Cold-Press Manufacturing of Laminated Bamboo and Bamboo–Timber Composites for Sustainable Construction: A Life-Cycle Carbon Assessment

This study examines a cold-press manufacturing method for laminated bamboo and bamboo-timber composites, together with a cradle-to-gate carbon footprint analysis of the produced materials. The proposed material systems are assessed as alternatives to conventional engineered bamboo and to widely used construction materials such as structural steel, concrete, and aluminum. Existing engineered bamboo products are typically manufactured using hot pressing and formaldehyde-based adhesives, both of which contribute to their environmental burden.
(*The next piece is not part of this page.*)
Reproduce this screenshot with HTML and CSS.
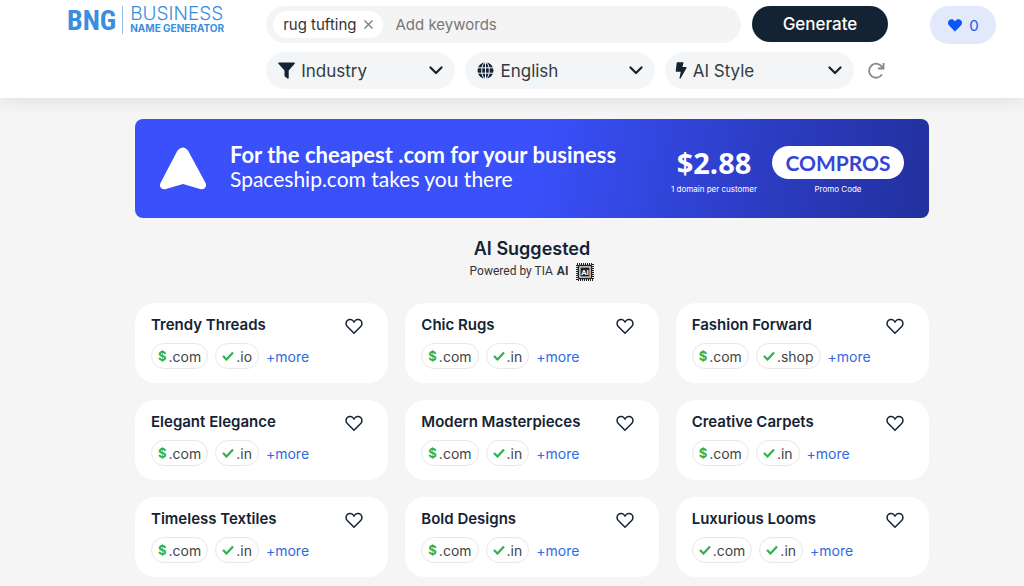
FILE: index.html
```html
<!DOCTYPE html>
<html lang="en">
<head>
    <meta charset="UTF-8">
    <meta name="viewport" content="width=device-width, initial-scale=1.0">
    <title>Business Name Generator</title>
    <link rel="stylesheet" href="styles.css">
</head>
<body>
    <!-- shared icons -->
    <svg class="sprite" aria-hidden="true">
        <symbol id="heart" viewBox="0 0 18 17"><path d="M9 15.3 2.3 8.5C.6 6.700.7 4 2.300 2.500c1.800-1.700 4.500-1.300 5.800.4L9 4l.9-1.100c1.300-1.700 4-2.100 5.800-.4 1.600 1.500 1.700 4.200 0 6z"/></symbol>
        <symbol id="check" viewBox="0 0 12 10"><path d="M1 5l3.500 3.500L11 1.500" fill="none" stroke="#2fb14c" stroke-width="2.200"/></symbol>
        <symbol id="down" viewBox="0 0 14 9"><path d="M1.500 1.500 7 7l5.500-5.500" fill="none" stroke="#142333" stroke-width="2.200" stroke-linecap="round" stroke-linejoin="round"/></symbol>
    </svg>
    <header class="header">
        <a class="logo" href="#">
            <span class="logo-short">BNG</span>
            <span class="logo-full"><span class="logo-top">BUSINESS</span><span class="logo-bottom">NAME GENERATOR</span></span>
        </a>
        <form class="search">
            <div class="search-row">
                <div class="keywords">
                    <span class="tag">rug tufting
                        <button class="tag-close" type="button" aria-label="Remove rug tufting"><svg width="9" height="9" viewBox="0 0 9 9"><path d="M.5.5l8 8M8.500.5l-8 8" stroke="#777" stroke-width="1.200"/></svg></button>
                    </span>
                    <input type="text" placeholder="Add keywords" aria-label="Add keywords">
                </div>
                <button class="generate" type="button">Generate</button>
            </div>
            <div class="filters">
                <label class="filter">
                    <svg width="17" height="17" viewBox="0 0 17 17"><path d="M1 .5h15c.9 0 1.100.7.7 1.300L10.700 8.500V16c0 .8-.6 1-1.200.6l-2.600-2.200a1 1 0 0 1-.4-.8V8.500L.4 1.800C-.1 1.200.1.500 1 .5z" fill="#142333"/></svg>
                    <select aria-label="Industry"><option>Industry</option></select>
                    <svg class="arrow" width="14" height="9"><use href="#down"/></svg>
                </label>
                <label class="filter">
                    <svg width="17" height="17" viewBox="0 0 17 17"><circle cx="8.500" cy="8.500" r="8" fill="#142333"/><g fill="none" stroke="#f3f5f6"><ellipse cx="8.500" cy="8.500" rx="3.800" ry="8"/><path d="M8.500 0v17M0 5.800h17M0 11.200h17"/></g></svg>
                    <select aria-label="Language"><option>English</option></select>
                    <svg class="arrow" width="14" height="9"><use href="#down"/></svg>
                </label>
                <label class="filter filter-style">
                    <svg width="12" height="17" viewBox="0 0 12 17"><path d="M2.500.3h6L7.500 5H11c.6 0 .8.5.5 1L5.500 16.500c-.5.6-1.200.3-1-.4L5.700 9.800H1.500c-.6 0-.9-.3-.8-.9L1.700 1c.1-.5.300-.7.800-.7z" fill="#142333"/></svg>
                    <select aria-label="AI Style"><option>AI Style</option></select>
                    <svg class="arrow" width="14" height="9"><use href="#down"/></svg>
                </label>
                <button class="reset" type="button" aria-label="Reset"><svg width="17" height="17" viewBox="0 0 17 17" fill="none" stroke="#888" stroke-width="1.800"><path d="M14 12.500A7 7 0 1 1 14.300 5.500M15.500 1v5.500H10"/></svg></button>
            </div>
        </form>
        <button class="saved" type="button" aria-label="Saved names"><svg width="16" height="15"><use href="#heart"/></svg>0</button>
    </header>

    <main class="main">
        <a class="banner" href="#">
            <svg class="ship" width="48" height="44" viewBox="0 0 48 44"><path d="M18.500 3.500Q24-2.500 29 3.500L46 35c3 5-1 8-5 7L24 37 7 42c-4 1-8-2-5-7z" fill="#fff"/></svg>
            <span class="banner-text"><strong>For the cheapest .com for your business</strong><span>Spaceship.com takes you there</span></span>
            <span class="offer"><strong class="price">$2.88</strong><small>1 domain per customer</small></span>
            <span class="offer"><strong class="code">COMPROS</strong><small>Promo Code</small></span>
        </a>

        <h1>AI Suggested</h1>
        <p class="powered">Powered by TIA <b>AI</b>
            <svg width="18" height="18" viewBox="0 0 18 18"><rect x="1" y="1" width="16" height="16" fill="none" stroke="#222" stroke-width="2" stroke-dasharray="1 1"/><rect x="2.500" y="2.500" width="13" height="13" rx="1" fill="#eee" stroke="#222" stroke-width="1.500"/><rect x="4.500" y="4.500" width="9" height="9" fill="#222"/><text x="9" y="12" text-anchor="middle" class="chip-text">AI</text></svg>
        </p>

        <section class="cards">
            <article class="card">
                <div class="card-head"><h2>Trendy Threads</h2><button class="like" type="button" aria-label="Save Trendy Threads"><svg width="18" height="17"><use href="#heart"/></svg></button></div>
                <div class="domains"><a class="domain" href="#"><b>$</b>.com</a><a class="domain" href="#"><svg width="12" height="10"><use href="#check"/></svg>.io</a><a class="more" href="#">+more</a></div>
            </article>
            <article class="card">
                <div class="card-head"><h2>Chic Rugs</h2><button class="like" type="button" aria-label="Save Chic Rugs"><svg width="18" height="17"><use href="#heart"/></svg></button></div>
                <div class="domains"><a class="domain" href="#"><b>$</b>.com</a><a class="domain" href="#"><svg width="12" height="10"><use href="#check"/></svg>.in</a><a class="more" href="#">+more</a></div>
            </article>
            <article class="card">
                <div class="card-head"><h2>Fashion Forward</h2><button class="like" type="button" aria-label="Save Fashion Forward"><svg width="18" height="17"><use href="#heart"/></svg></button></div>
                <div class="domains"><a class="domain" href="#"><b>$</b>.com</a><a class="domain" href="#"><svg width="12" height="10"><use href="#check"/></svg>.shop</a><a class="more" href="#">+more</a></div>
            </article>
            <article class="card">
                <div class="card-head"><h2>Elegant Elegance</h2><button class="like" type="button" aria-label="Save Elegant Elegance"><svg width="18" height="17"><use href="#heart"/></svg></button></div>
                <div class="domains"><a class="domain" href="#"><b>$</b>.com</a><a class="domain" href="#"><svg width="12" height="10"><use href="#check"/></svg>.in</a><a class="more" href="#">+more</a></div>
            </article>
            <article class="card">
                <div class="card-head"><h2>Modern Masterpieces</h2><button class="like" type="button" aria-label="Save Modern Masterpieces"><svg width="18" height="17"><use href="#heart"/></svg></button></div>
                <div class="domains"><a class="domain" href="#"><b>$</b>.com</a><a class="domain" href="#"><svg width="12" height="10"><use href="#check"/></svg>.in</a><a class="more" href="#">+more</a></div>
            </article>
            <article class="card">
                <div class="card-head"><h2>Creative Carpets</h2><button class="like" type="button" aria-label="Save Creative Carpets"><svg width="18" height="17"><use href="#heart"/></svg></button></div>
                <div class="domains"><a class="domain" href="#"><b>$</b>.com</a><a class="domain" href="#"><svg width="12" height="10"><use href="#check"/></svg>.in</a><a class="more" href="#">+more</a></div>
            </article>
            <article class="card">
                <div class="card-head"><h2>Timeless Textiles</h2><button class="like" type="button" aria-label="Save Timeless Textiles"><svg width="18" height="17"><use href="#heart"/></svg></button></div>
                <div class="domains"><a class="domain" href="#"><b>$</b>.com</a><a class="domain" href="#"><svg width="12" height="10"><use href="#check"/></svg>.in</a><a class="more" href="#">+more</a></div>
            </article>
            <article class="card">
                <div class="card-head"><h2>Bold Designs</h2><button class="like" type="button" aria-label="Save Bold Designs"><svg width="18" height="17"><use href="#heart"/></svg></button></div>
                <div class="domains"><a class="domain" href="#"><b>$</b>.com</a><a class="domain" href="#"><svg width="12" height="10"><use href="#check"/></svg>.in</a><a class="more" href="#">+more</a></div>
            </article>
            <article class="card">
                <div class="card-head"><h2>Luxurious Looms</h2><button class="like" type="button" aria-label="Save Luxurious Looms"><svg width="18" height="17"><use href="#heart"/></svg></button></div>
                <div class="domains"><a class="domain" href="#"><svg width="12" height="10"><use href="#check"/></svg>.com</a><a class="domain" href="#"><svg width="12" height="10"><use href="#check"/></svg>.in</a><a class="more" href="#">+more</a></div>
            </article>
        </section>
    </main>
</body>
</html>
```
FILE: styles.css
```css
*{
    margin: 0;
    padding: 0;
    box-sizing: border-box;
}
body{
    background-color: #f5f5f5;
    color: #142333;
    font-family: Inter, sans-serif;
}
a{
    text-decoration: none;
}
button, input, select{
    font-family: inherit;
    border: 0;
    background: none;
    outline: none;
}
button{
    cursor: pointer;
}
.sprite{
    display: none;
}
.header{
    display: flex;
    align-items: flex-start;
    gap: 42px;
    padding: 6px 28px 9px 67px;
    background-color: #fff;
    box-shadow: 0 0 18px rgba(0, 0, 0, 0.12);
}
.logo{
    display: flex;
    align-items: center;
    gap: 6px;
    flex: 0 0 157px;
    height: 28px;
    color: #3b8ede;
    white-space: nowrap;
}
.logo-short{
    font-family: "Roboto Condensed", "Liberation Sans", sans-serif;
    font-size: 28px;
    font-weight: 700;
}
.logo-full{
    display: flex;
    flex-direction: column;
    padding-left: 7px;
    border-left: 1px solid #8fc0ec;
}
.logo-top{
    font-size: 19px;
    font-weight: 300;
    line-height: 16px;
}
.logo-bottom{
    font-size: 10px;
    font-weight: 700;
    line-height: 12px;
}
.search{
    flex: 1;
    display: flex;
    flex-direction: column;
    gap: 9px;
}
.search-row{
    display: flex;
    gap: 11px;
}
.keywords{
    flex: 1;
    display: flex;
    align-items: center;
    gap: 13px;
    height: 37px;
    padding: 0 7px;
    border-radius: 19px;
    background-color: #f4f4f4;
}
.tag{
    display: flex;
    align-items: center;
    gap: 7px;
    height: 27px;
    padding: 0 10px;
    border-radius: 14px;
    background-color: #fff;
    color: #333;
    font-size: 15px;
    white-space: nowrap;
}
.tag-close{
    display: flex;
}
.keywords input{
    flex: 1;
    min-width: 0;
    font-size: 15px;
}
.keywords input::placeholder{
    color: #777;
}
.generate{
    width: 136px;
    height: 36px;
    border-radius: 18px;
    background-color: #142333;
    color: #fff;
    font-size: 17px;
    font-weight: 500;
}
.filters{
    display: grid;
    grid-template-columns: repeat(3, 1fr) 24px;
    gap: 10px;
}
.filter{
    display: flex;
    align-items: center;
    gap: 6px;
    height: 37px;
    padding: 0 12px;
    border-radius: 19px;
    background-color: #f3f5f6;
}
.filter-style{
    padding-left: 10px;
}
.filter select{
    flex: 1;
    min-width: 0;
    appearance: none;
    color: #333b42;
    font-size: 17px;
}
.reset{
    display: flex;
    align-items: center;
    justify-content: center;
}
.saved{
    display: flex;
    align-items: center;
    justify-content: center;
    gap: 6px;
    width: 66px;
    height: 38px;
    border-radius: 19px;
    background-color: #e1e9fb;
    color: #1d5ce6;
    font-size: 15px;
}
.saved svg{
    fill: #0b57f5;
}
.main{
    padding: 21px 95px 10px 135px;
}
.banner{
    display: flex;
    align-items: center;
    height: 99px;
    padding: 0 25px 0 24px;
    border-radius: 8px;
    background: linear-gradient(100deg, #3a50fa 50%, #2c3dc4 78%, #22309d);
    color: #fff;
    font-family: Lato, sans-serif;
}
.banner-text{
    flex: 1;
    display: flex;
    flex-direction: column;
    padding: 0 0 4px 23px;
    font-size: 21px;
    line-height: 24px;
}
.banner-text strong{
    font-size: 22px;
}
.offer{
    display: flex;
    flex-direction: column;
    align-items: center;
    gap: 4px;
    padding-top: 4px;
    margin-left: 15px;
}
.offer small{
    font-family: Inter, sans-serif;
    font-size: 8px;
    line-height: 12px;
}
.price{
    font-family: "Open Sans", sans-serif;
    font-size: 29px;
    line-height: 33px;
}
.code{
    width: 132px;
    border-radius: 17px;
    background-color: #fff;
    color: #3546d4;
    font-size: 21px;
    line-height: 33px;
    text-align: center;
}
h1{
    margin-top: 19px;
    font-size: 18px;
    font-weight: 600;
    line-height: 24px;
    text-align: center;
}
.powered{
    display: flex;
    align-items: center;
    justify-content: center;
    gap: 4px;
    margin-bottom: 21px;
    color: #333;
    font-family: Roboto, sans-serif;
    font-size: 12px;
    line-height: 21px;
}
.chip-text{
    fill: #fff;
    font-size: 8px;
    font-weight: bold;
}
.powered svg{
    margin-left: 4px;
}
.cards{
    display: grid;
    grid-template-columns: repeat(3, 1fr);
    gap: 17px;
}
.card{
    padding: 11px 16px 14px;
    border-radius: 20px;
    background-color: #fff;
}
.card-head{
    display: flex;
    align-items: flex-end;
    justify-content: space-between;
    padding-right: 9px;
    margin-bottom: 8px;
}
.card h2{
    font-size: 15px;
    font-weight: 600;
    line-height: 21px;
}
.like{
    display: flex;
}
.like svg{
    fill: none;
    stroke: #142333;
    stroke-width: 1.5;
}
.domains{
    display: flex;
    align-items: center;
    gap: 7px;
    font-size: 14px;
}
.domain{
    display: flex;
    align-items: center;
    gap: 2px;
    height: 26px;
    padding: 0 6px;
    border: 1px solid #e8e8e8;
    border-radius: 13px;
    color: #444;
}
.domain b{
    color: #2fb14c;
    font-size: 13px;
}
.more{
    color: #2f6be0;
}
```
The present work, therefore, considers a more practical and environmentally responsible route based on lower-energy processing and lower-emission adhesive systems. Following a cradle-to-gate carbon footprint analysis of the produced materials, the embodied carbon values obtained for the four systems are 404.8, 310.8, 264.8, and 197.5 kg CO₂e/m³ for BBE, BPA, CBE, and CPA specimens, respectively. Relative to conventional hot-pressed laminated bamboo, these values, respectively, correspond to embodied-carbon reductions of 32.0%, 47.8%, 55.5%, and 66.8%. When the biogenic carbon stored in the bamboo and pine biomass is included, the net carbon balances become −484.0, −619.0, −646.1, and −631.2 kg CO₂e/m³, respectively. These results show that the proposed engineered bamboo and bamboo-timber composites offer a feasible low-carbon option for construction applications.